Genetics and Epigenetics Laboratory

Lab head: A/Prof John Kwok
Location: Brain and Mind Centre

Using high-throughput cellular assays to screen dementia gene variants

Primary supervisor: Carol Dobson-Stone

Mutations in several genes cause inherited forms of dementia, such as autosomal dominant Alzheimer’s disease and frontotemporal dementia. Recent advances in DNA sequencing technology make it a simple prospect to sequence all of these genes in any person with an inherited dementia. What is significantly less straightforward is how to interpret novel variants in these genes. Traditional cellular assays testing the effect of such variants on pathological pathways are time consuming and examine only one or a few variants at a time. This means that even for established disease genes, many variants are simply classified as ‘variants of unknown significance’ (VUS) without being investigated further. This uncertainty can cause confusion, may delay accurate diagnosis of the underlying mechanism for the dementia symptoms and hinders family planning decisions for relatives who don’t know their carrier status. Our lab is developing an efficient and systematic battery of cellular assays to assess the pathogenicity of multiple dementia gene variants at once.
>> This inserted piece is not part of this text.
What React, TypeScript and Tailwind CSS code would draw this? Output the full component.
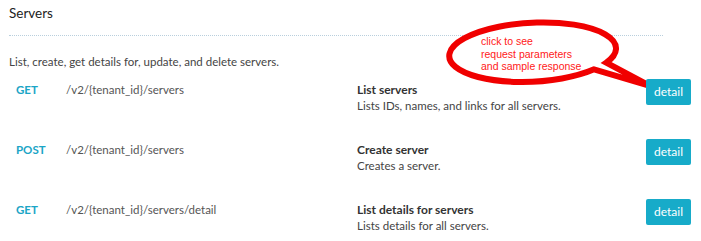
import React from "react";

const rows = [
  { m: "GET", path: "/v2/{tenant_id}/servers", title: "List servers", desc: "Lists IDs, names, and links for all servers." },
  { m: "POST", path: "/v2/{tenant_id}/servers", title: "Create server", desc: "Creates a server." },
  { m: "GET", path: "/v2/{tenant_id}/servers/detail", title: "List details for servers", desc: "Lists details for all servers." },
];

export default function App() {
  return (
    <div className="relative w-[701px] h-[241px] bg-white overflow-hidden" style={{ fontFamily: "Lato, 'Noto Sans', sans-serif" }}>
      <div className="pl-[9px] pr-[10px]">
        <div className="mr-[28px] pt-[3px] h-[36px] text-[13.5px] text-[#222] border-b border-dotted border-[#b9cfdd]">Servers</div>
        <div className="mt-[18px] text-[11.5px] text-[#444] leading-[16px]">List, create, get details for, update, and delete servers.</div>
        <div className="mt-[9px] flex flex-col gap-[34px]">
          {rows.map((r, i) => (
            <div key={i} className="flex items-start h-[26px]">
              <div className="w-[57px] pl-[7px] pt-[3px] text-[11.5px] font-bold text-[#1ba5c6] leading-[16px]">{r.m}</div>
              <div className="w-[291px] pt-[3px] text-[11.5px] text-[#555] leading-[16px]">{r.path}</div>
              <div className="flex-1 pt-[3px]">
                <div className="text-[12px] font-bold text-[#333] leading-[16px]">{r.title}</div>
                <div className="text-[11.5px] text-[#444] leading-[16px]">{r.desc}</div>
              </div>
              <button className="relative z-10 w-[45px] h-[26px] rounded-[2px] bg-[#17abc9] text-white text-[12px] leading-[26px] text-center">detail</button>
            </div>
          ))}
        </div>
      </div>
      <svg className="absolute left-0 top-0 pointer-events-none" width="701" height="241">
        <g transform="rotate(-3 533 52)">
          <path d="M 605.6 66.5 A 83.5 29.5 0 1 0 593.1 72.5 L 648 92 Z"
            fill="white" stroke="#f00000" strokeWidth="6" strokeLinejoin="miter" strokeMiterlimit="20" />
        </g>
        <text x="481" y="45" fill="#ff2020" fontSize="10.5" fontFamily="'Liberation Sans', Arial, sans-serif">click to see</text>
        <text x="481" y="57.5" fill="#ff2020" fontSize="10.5" fontFamily="'Liberation Sans', Arial, sans-serif">request parameters</text>
        <text x="481" y="70" fill="#ff2020" fontSize="10.5" fontFamily="'Liberation Sans', Arial, sans-serif">and sample response</text>
      </svg>
    </div>
  );
}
The aim of this honours project is to help develop one or more of these assays and use them to screen VUS of a known dementia gene, to determine which variants are likely to be pathogenic (disease-causing) and which are benign.


Acquired skills and techniques


• Experimental design

• Molecular biology techniques (e.g., polymerase chain reaction (PCR) analysis, molecular cloning, DNA sequencing, cell culture)

• Immunocytochemical analysis

• Confocal microscopy

• Statistical analysis and interpretation of results


 This project would suit an organised student who is able to work carefully and independently and has an eye for detail. Prior knowledge of molecular biology/genetics is preferred but not essential.